Frivolous, over-the-top, extravagant?

Depends on your point of view. Prior to doing it, I would have said, quite possibly yes! And that alone is reason for pause and possible brakes.

But here’s the thing: I couldn’t shake this restless need for change.

This constrictive, oppressive feeling I needed to shed the skin I’d outgrown, reinvent myself, crack the mold; make a new one.

No matter how I tried to reason my way out of it, tell myself I was being ridiculousness, my spirit wouldn’t hear it.

Every time I tried to buckle down and get real, my heart felt heavy, my body sore. And energy drained out of me like there was a giant leak in my bucket.

So, I said F that!

Let’s do it! Luckily, I have a remarkably supportive husband who gets it and is game for absolutely anything always.
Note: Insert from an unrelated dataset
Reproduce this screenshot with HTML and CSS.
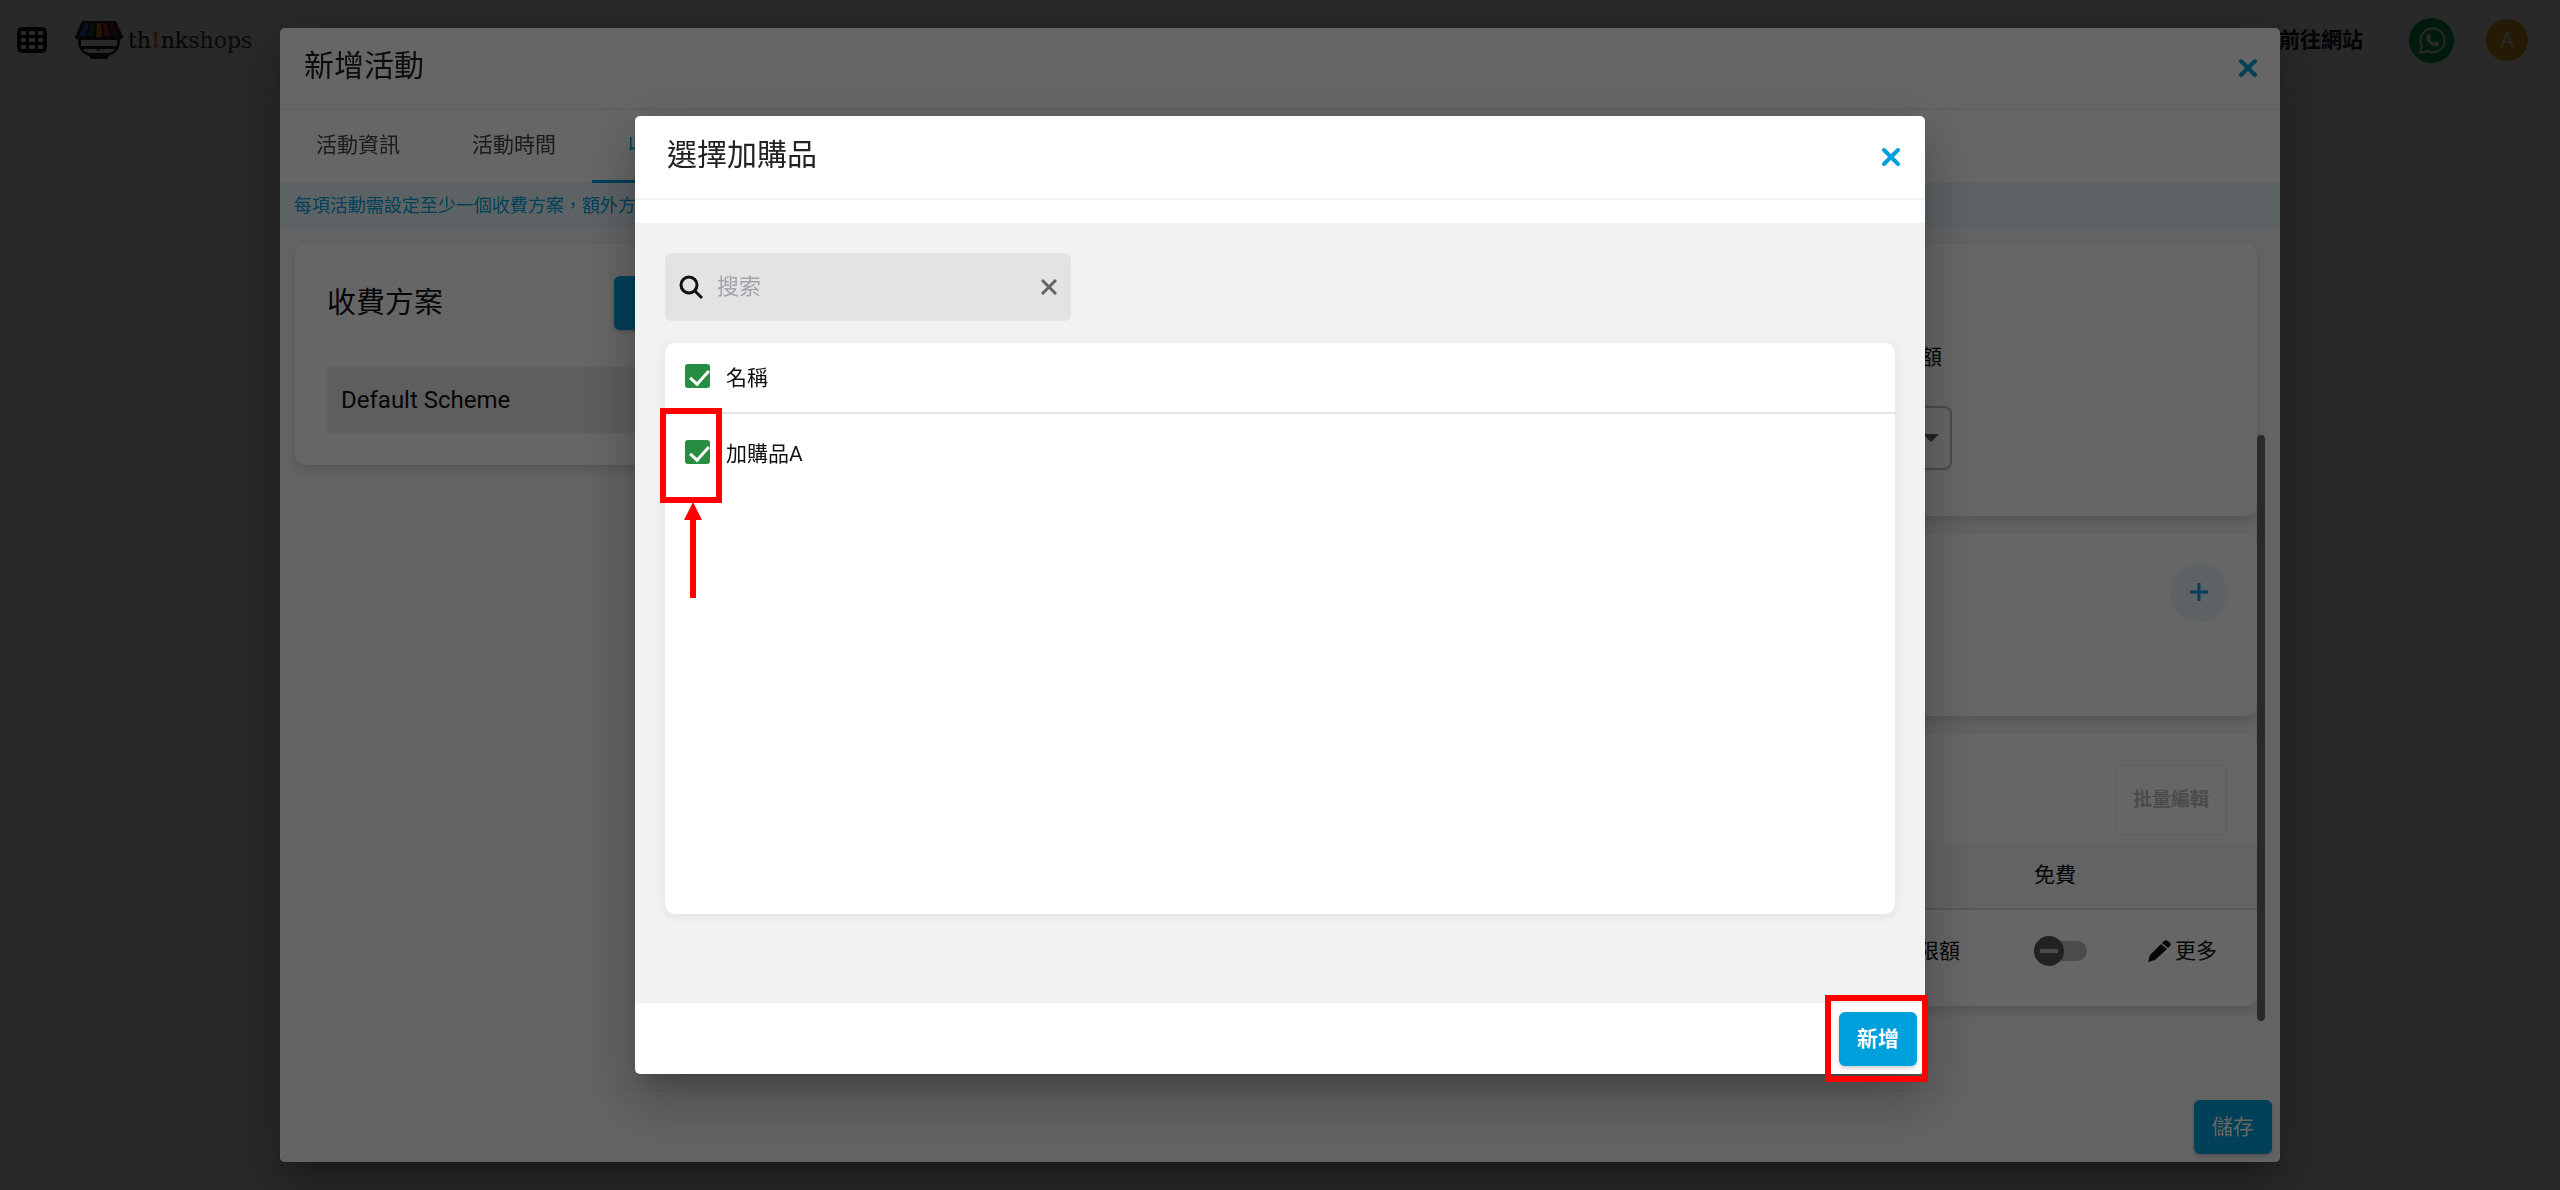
FILE: index.html
```html
<!DOCTYPE html>
<html lang="zh-Hant">
<head>
    <meta charset="UTF-8">
    <meta name="viewport" content="width=device-width, initial-scale=1.0">
    <title>thinkshops</title>
    <link rel="stylesheet" href="styles.css">
</head>
<body>
    <header class="topbar">
        <button class="icon-btn" aria-label="選單">
            <svg width="30" height="28" viewBox="0 0 30 28">
                <rect x="0" y="1" width="30" height="26" rx="5" fill="#111"/>
                <g fill="#fff">
                    <rect x="4" y="5" width="5" height="4" rx="1"/><rect x="12" y="5" width="6" height="4" rx="1"/><rect x="21" y="5" width="5" height="4" rx="1"/>
                    <rect x="4" y="12" width="5" height="4" rx="1"/><rect x="12" y="12" width="6" height="4" rx="1"/><rect x="21" y="12" width="5" height="4" rx="1"/>
                    <rect x="4" y="19" width="5" height="4" rx="1"/><rect x="12" y="19" width="6" height="4" rx="1"/><rect x="21" y="19" width="5" height="4" rx="1"/>
                </g>
            </svg>
        </button>
        <a class="logo" href="#">
            <svg width="50" height="40" viewBox="0 0 50 40">
                <path d="M4 17v4c0 7 4 13 11 15l2 3h16l2-3c7-2 11-8 11-15v-4z" fill="#222"/>
                <path d="M7 20h36v6H7zM9 29h13l2 2 3-2h14c-2 3-5 4-8 4H17c-4 0-6-1-8-4z" fill="#fff"/>
                <path d="M8 1h34l7 16c0 3-8 4-8 1 0 3-8 3-8 0 0 3-8 3-8 0 0 3-8 3-8 0 0 3-8 3-8 0 0 3-8 2-8-1z" fill="#222"/>
                <path d="M11 3h4l-3 13H5z" fill="#2471b8"/>
                <path d="M17 3h4l-2 13h-5z" fill="#26704a"/>
                <path d="M23 3h4l1 14h-6z" fill="#e8951c"/>
                <path d="M29 3h4l3 13h-6z" fill="#dc3545"/>
                <path d="M35 3h4l5 13h-5z" fill="#7b3024"/>
            </svg>
            <span class="logo-text">th<span class="logo-mark">!</span>nk<span class="logo-sub">shops</span></span>
        </a>
        <nav class="topbar-right">
            <a class="site-link" href="#">前往網站</a>
            <a class="whatsapp" href="#" aria-label="WhatsApp">
                <svg width="28" height="28" viewBox="0 0 28 28">
                    <path d="M2 27l2-7a12 12 0 1 1 5 5z" fill="none" stroke="#fff" stroke-width="2"/>
                    <path d="M10 8c1-1 2 0 3 3l-1 2c1 2 2 3 4 4l2-2c3 1 4 2 3 4-3 3-7 1-10-2s-4-7-1-9z" fill="#fff"/>
                </svg>
            </a>
            <span class="avatar">A</span>
        </nav>
    </header>

    <!-- event dialog -->
    <div class="backdrop">
        <section class="dialog event-dialog" role="dialog" aria-label="新增活動">
            <div class="dialog-header">
                <h2 class="dialog-title">新增活動</h2>
                <button class="icon-btn close" aria-label="關閉">
                    <svg width="20" height="20" viewBox="0 0 20 20"><path d="M3 3l14 14M17 3L3 17"/></svg>
                </button>
            </div>
            <div class="tabs">
                <button class="tab">活動資訊</button>
                <button class="tab">活動時間</button>
                <button class="tab active">收費方案</button>
            </div>
            <p class="notice">每項活動需設定至少一個收費方案，額外方案</p>
            <div class="event-body">
                <div class="card scheme-card">
                    <div class="scheme-head">
                        <h3>收費方案</h3>
                        <button class="btn btn-wide">+ 新增</button>
                    </div>
                    <div class="scheme-item">Default Scheme</div>
                </div>
                <div class="event-main">
                    <div class="card quota-card">
                        <div class="field">
                            <label for="quota">限額</label>
                            <div class="select-wrap">
                                <select id="quota"><option></option></select>
                            </div>
                        </div>
                    </div>
                    <div class="card addon-card">
                        <button class="add-round" aria-label="新增加購品">
                            <svg width="18" height="18" viewBox="0 0 18 18"><path d="M9 0v18M0 9h18" stroke="#00a0dc" stroke-width="3"/></svg>
                        </button>
                    </div>
                    <div class="card session-card">
                        <div class="session-tools">
                            <button class="batch-btn" disabled>批量編輯</button>
                        </div>
                        <table class="session-table">
                            <thead>
                                <tr><th class="quota-col"></th><th class="free-col">免費</th><th class="more-col"></th></tr>
                            </thead>
                            <tbody>
                                <tr>
                                    <td class="quota-col">限額</td>
                                    <td><input class="switch" type="checkbox" aria-label="免費"></td>
                                    <td>
                                        <button class="more-btn">
                                            <svg width="23" height="22" viewBox="0 0 23 22"><path d="M0 22l2-7L13 4l6 5L7 20zM15 2c2-2 3-2 5-1l2 2c1 1 1 3-1 4l-1 1-6-5z" fill="#111"/></svg>更多
                                        </button>
                                    </td>
                                </tr>
                            </tbody>
                        </table>
                    </div>
                </div>
                <div class="scroll-thumb"></div>
            </div>
            <div class="dialog-footer">
                <button class="btn btn-save">儲存</button>
            </div>
        </section>
    </div>

    <!-- add-on picker -->
    <div class="backdrop">
        <section class="dialog picker-dialog" role="dialog" aria-label="選擇加購品">
            <div class="dialog-header">
                <h2 class="dialog-title">選擇加購品</h2>
                <button class="icon-btn close" aria-label="關閉">
                    <svg width="20" height="20" viewBox="0 0 20 20"><path d="M3 3l14 14M17 3L3 17"/></svg>
                </button>
            </div>
            <div class="picker-body">
                <div class="search">
                    <svg width="24" height="24" viewBox="0 0 24 24" fill="none" stroke="#111"><circle cx="10" cy="10" r="8" stroke-width="3"/><path d="M15 15l8 8" stroke-width="3"/></svg>
                    <input type="text" placeholder="搜索" aria-label="搜索">
                    <button class="icon-btn clear" aria-label="清除">
                        <svg width="16" height="16" viewBox="0 0 16 16"><path d="M1 1l14 14M15 1L1 15" stroke="#666" stroke-width="3"/></svg>
                    </button>
                </div>
                <div class="card picker-card">
                    <table class="picker-table">
                        <thead>
                            <tr>
                                <th class="check-col"><input class="check" type="checkbox" id="all" checked></th>
                                <th><label for="all">名稱</label></th>
                            </tr>
                        </thead>
                        <tbody>
                            <tr>
                                <td class="check-col"><input class="check" type="checkbox" id="item-a" checked></td>
                                <td><label for="item-a">加購品A</label></td>
                            </tr>
                        </tbody>
                    </table>
                    <div class="mark mark-check"></div>
                    <svg class="mark-arrow" width="20" height="96" viewBox="0 0 20 96"><path d="M10 0l9 18h-6v78H7V18H1z" fill="#f00"/></svg>
                </div>
            </div>
            <div class="dialog-footer">
                <div class="add-wrap">
                    <button class="btn">新增</button>
                    <div class="mark mark-add"></div>
                </div>
            </div>
        </section>
    </div>
</body>
</html>
```
FILE: styles.css
```css
* {
    box-sizing: border-box;
}

body {
    margin: 0;
    min-height: 100vh;
    background: #fff;
    color: #111;
    font-family: Roboto, "Noto Sans CJK TC", sans-serif;
    font-size: 21px;
    line-height: 30px;
    overflow: hidden;
}

h2, h3, p {
    margin: 0;
    font-weight: normal;
}

button, input, select {
    font: inherit;
    color: inherit;
}

button {
    border: 0;
    padding: 0;
    background: none;
    cursor: pointer;
}

a {
    color: inherit;
    text-decoration: none;
}

svg {
    display: block;
}

/* top bar */
.topbar {
    display: flex;
    align-items: center;
    height: 80px;
    padding: 0 32px 0 17px;
}

.logo {
    display: flex;
    align-items: center;
    gap: 4px;
    margin-left: 27px;
}

.logo-text {
    font-family: "DejaVu Serif", serif;
    font-size: 22px;
    color: #222;
}

.logo-mark {
    color: #f58220;
    font-weight: bold;
}

.logo-sub {
    color: #444;
}

.topbar-right {
    display: flex;
    align-items: center;
    gap: 32px;
    margin-left: auto;
}

.site-link {
    margin-right: 14px;
    font-weight: bold;
}

.whatsapp, .avatar {
    display: flex;
    align-items: center;
    justify-content: center;
    width: 45px;
    height: 45px;
    border-radius: 50%;
    background: #00a651;
}

.avatar {
    width: 42px;
    height: 42px;
    background: #e5a823;
    color: #fff;
}

/* dialogs */
.backdrop {
    position: fixed;
    inset: 0;
    display: flex;
    align-items: center;
    justify-content: center;
    background: rgba(0, 0, 0, 0.6);
}

.dialog {
    display: flex;
    flex-direction: column;
    border-radius: 5px;
    background: #fff;
    box-shadow: 0 15px 20px -9px rgba(0, 0, 0, 0.2), 0 32px 50px 4px rgba(0, 0, 0, 0.14), 0 12px 60px 10px rgba(0, 0, 0, 0.12);
}

.event-dialog {
    width: calc(100% - 560px);
    height: calc(100vh - 56px);
}

.picker-dialog {
    width: 90%;
    max-width: 1290px;
    height: calc(100vh - 232px);
}

.dialog-header {
    display: flex;
    align-items: center;
    justify-content: space-between;
    height: 82px;
    padding: 0 22px 0 24px;
    border-bottom: 2px solid #f2f2f2;
}

.picker-dialog .dialog-header {
    height: 84px;
    padding: 0 24px 0 32px;
}

.dialog-title {
    padding-bottom: 4px;
    font-size: 30px;
    line-height: 40px;
    color: #222;
}

.close path {
    stroke: #00a0dc;
    stroke-width: 4;
    stroke-linecap: round;
}

.dialog-footer {
    display: flex;
    align-items: center;
    justify-content: flex-end;
    height: 72px;
    padding: 0 8px;
    border-top: 1px solid #eee;
}

.btn {
    height: 54px;
    padding: 0 18px;
    border-radius: 6px;
    background: #00a0dc;
    color: #fff;
    font-weight: bold;
    box-shadow: 0 2px 4px rgba(0, 0, 0, 0.2);
}

.btn-save {
    font-weight: normal;
}

.btn-wide {
    min-width: 110px;
}

.card {
    border-radius: 10px;
    background: #fff;
    box-shadow: 0 5px 12px rgba(0, 0, 0, 0.15);
}

/* event dialog */
.tabs {
    display: flex;
    height: 73px;
}

.tab {
    padding: 0 36px;
    border-bottom: 3px solid transparent;
    color: #444;
}

.tab.active {
    border-color: #00a0dc;
    color: #00a0dc;
}

.notice {
    height: 45px;
    padding: 0 14px;
    background: #e8f4fb;
    color: #00a0dc;
    font-size: 18px;
    line-height: 45px;
}

.event-body {
    position: relative;
    display: grid;
    grid-template-columns: 461px 1fr;
    align-items: start;
    gap: 16px;
    flex: 1;
    padding: 16px 23px 16px 15px;
    background: #f8f8f8;
}

.event-dialog .dialog-footer {
    background: #f8f8f8;
    border-radius: 0 0 5px 5px;
}

.scheme-card {
    padding: 32px;
}

.scheme-head {
    display: flex;
    align-items: center;
    justify-content: space-between;
    margin-bottom: 37px;
}

.scheme-head h3 {
    font-size: 29px;
    line-height: 40px;
}

.scheme-item {
    padding: 18px 14px;
    background: #eaeaea;
    font-size: 24px;
}

.event-main {
    display: flex;
    flex-direction: column;
    gap: 18px;
}

.quota-card {
    display: flex;
    justify-content: flex-end;
    height: 272px;
    padding: 98px 305px 0 32px;
}

.field {
    width: 160px;
}

.field label {
    display: block;
    padding-right: 10px;
    margin-bottom: 34px;
    text-align: right;
}

.select-wrap {
    position: relative;
}

.select-wrap::after {
    content: "";
    position: absolute;
    top: 28px;
    right: 13px;
    border: 8px solid transparent;
    border-top-color: #555;
    border-bottom: 0;
    pointer-events: none;
}

.field select {
    width: 100%;
    height: 64px;
    border: 2px solid #bbb;
    border-radius: 8px;
    background: transparent;
    appearance: none;
}

.addon-card {
    display: flex;
    justify-content: flex-end;
    height: 182px;
    padding: 30px;
}

.add-round {
    display: flex;
    align-items: center;
    justify-content: center;
    width: 56px;
    height: 56px;
    border-radius: 50%;
    background: #e8f4fb;
    box-shadow: 0 1px 3px rgba(0, 0, 0, 0.1);
}

.session-card {
    overflow: hidden;
}

.session-tools {
    display: flex;
    justify-content: flex-end;
    height: 108px;
    padding: 30px 30px 6px;
}

.batch-btn {
    padding: 0 16px;
    border: 2px solid #f2f2f2;
    border-radius: 6px;
    color: #bbb;
    font-size: 19px;
    font-weight: bold;
}

.session-table {
    width: 100%;
    table-layout: fixed;
    border-collapse: collapse;
}

.session-table th, .session-table td {
    padding: 0;
    font-weight: normal;
    text-align: left;
}

.session-table th {
    height: 67px;
    border-bottom: 2px solid #ddd;
    background: #f8f8f8;
}

.session-table td {
    height: 97px;
    padding-bottom: 14px;
}

.session-table .quota-col {
    padding-right: 74px;
    text-align: right;
}

.free-col {
    width: 114px;
}

.more-col {
    width: 109px;
}

.switch {
    position: relative;
    display: block;
    width: 53px;
    height: 20px;
    margin: 0;
    border-radius: 10px;
    background: #bbb;
    appearance: none;
}

.switch::before {
    content: "";
    position: absolute;
    top: -5px;
    left: 0;
    width: 30px;
    height: 30px;
    border-radius: 50%;
    background: linear-gradient(#bbb, #bbb) center / 18px 4px no-repeat #555;
}

.more-btn {
    display: flex;
    align-items: center;
    gap: 4px;
}

.scroll-thumb {
    position: absolute;
    top: 24%;
    right: 15px;
    bottom: 8%;
    width: 8px;
    border-radius: 4px;
    background: #666;
}

/* add-on picker */
.picker-body {
    display: flex;
    flex-direction: column;
    gap: 22px;
    flex: 1;
    margin-top: 23px;
    padding: 30px 30px 88px;
    background: #f2f2f2;
}

.search {
    display: flex;
    align-items: center;
    width: 406px;
    height: 68px;
    padding: 0 14px;
    border-radius: 6px;
    background: #e3e3e3;
}

.search input {
    flex: 1;
    min-width: 0;
    margin-left: 12px;
    border: 0;
    background: none;
    outline: 0;
    font-size: 22px;
}

.search input::placeholder {
    color: #a0a4aa;
}

.picker-card {
    position: relative;
    flex: 1;
    box-shadow: 0 2px 12px rgba(0, 0, 0, 0.08);
}

.picker-table {
    width: 100%;
    border-collapse: collapse;
}

.picker-table th, .picker-table td {
    height: 70px;
    padding: 0;
    font-weight: normal;
    text-align: left;
}

.picker-table th {
    border-bottom: 2px solid #e3e3e3;
}

.picker-table td {
    height: 80px;
}

.picker-table .check-col {
    width: 61px;
    padding: 0 0 4px 20px;
}

.check {
    position: relative;
    display: block;
    width: 25px;
    height: 24px;
    margin: 0;
    border-radius: 3px;
    background: #268e43;
    appearance: none;
}

.check:checked::after {
    content: "";
    position: absolute;
    top: 2px;
    left: 9px;
    width: 8px;
    height: 16px;
    border: solid #fff;
    border-width: 0 3px 3px 0;
    transform: rotate(42deg);
}

/* red guide marks */
.mark {
    position: absolute;
    border: 6px solid #f00;
    pointer-events: none;
}

.mark-check {
    top: 65px;
    left: -5px;
    width: 62px;
    height: 95px;
}

.mark-arrow {
    position: absolute;
    top: 159px;
    left: 18px;
}

.add-wrap {
    position: relative;
}

.mark-add {
    inset: -17px -11px -16px -14px;
}
```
I thank my lucky stars for him every day.

I was afraid this superficial change would cost a lot, be an enormous pain and what if we didn’t even like it when we were done?

But some inner spark lit up inside me when I imagined moving forward and shut down when I thought about maintaining the status quo.

So, I listened to that.

Moving all our furniture and every little thing off every floor– nightmare. Having it cost less than we’d imagined– dream. The way it looks­– amazing.

But it’s the unintended ripple effect that makes this worthy of writing about.

The unexpected trickle up theory.

In this made-up theory of mine, if you are brave enough to do something your heart tells you to do, even when you don’t know exactly why, even when common sense would indicate otherwise, even when it is uncomfortable and inconvenient– something unexpectedly fantastical happens.

It is similar to a good trainer friend of mine it doesn’t really matter whether you exercise out of vanity or health everything is interrelated. The better you look the better you feel. The better you feel the better you look.

Each decision affects the whole.

The plate tectonics of your being shift if you willing to move in a heart-forward direction. Sure enough, throwing caution in the wind on this one choice inspired me to initiate a phone call, which opened other creative doors.

This inspired a rebirthing of several ideas that had been put on hold and shifted my intentions from accepting a certain level of creative complacency to supercharging it.

By releasing energy I had been hoarding out of fear of making a wrong choice it set into motion all kinds of possibilities that would otherwise have remained dormant.

Going with your gut has a way of opening up your heart.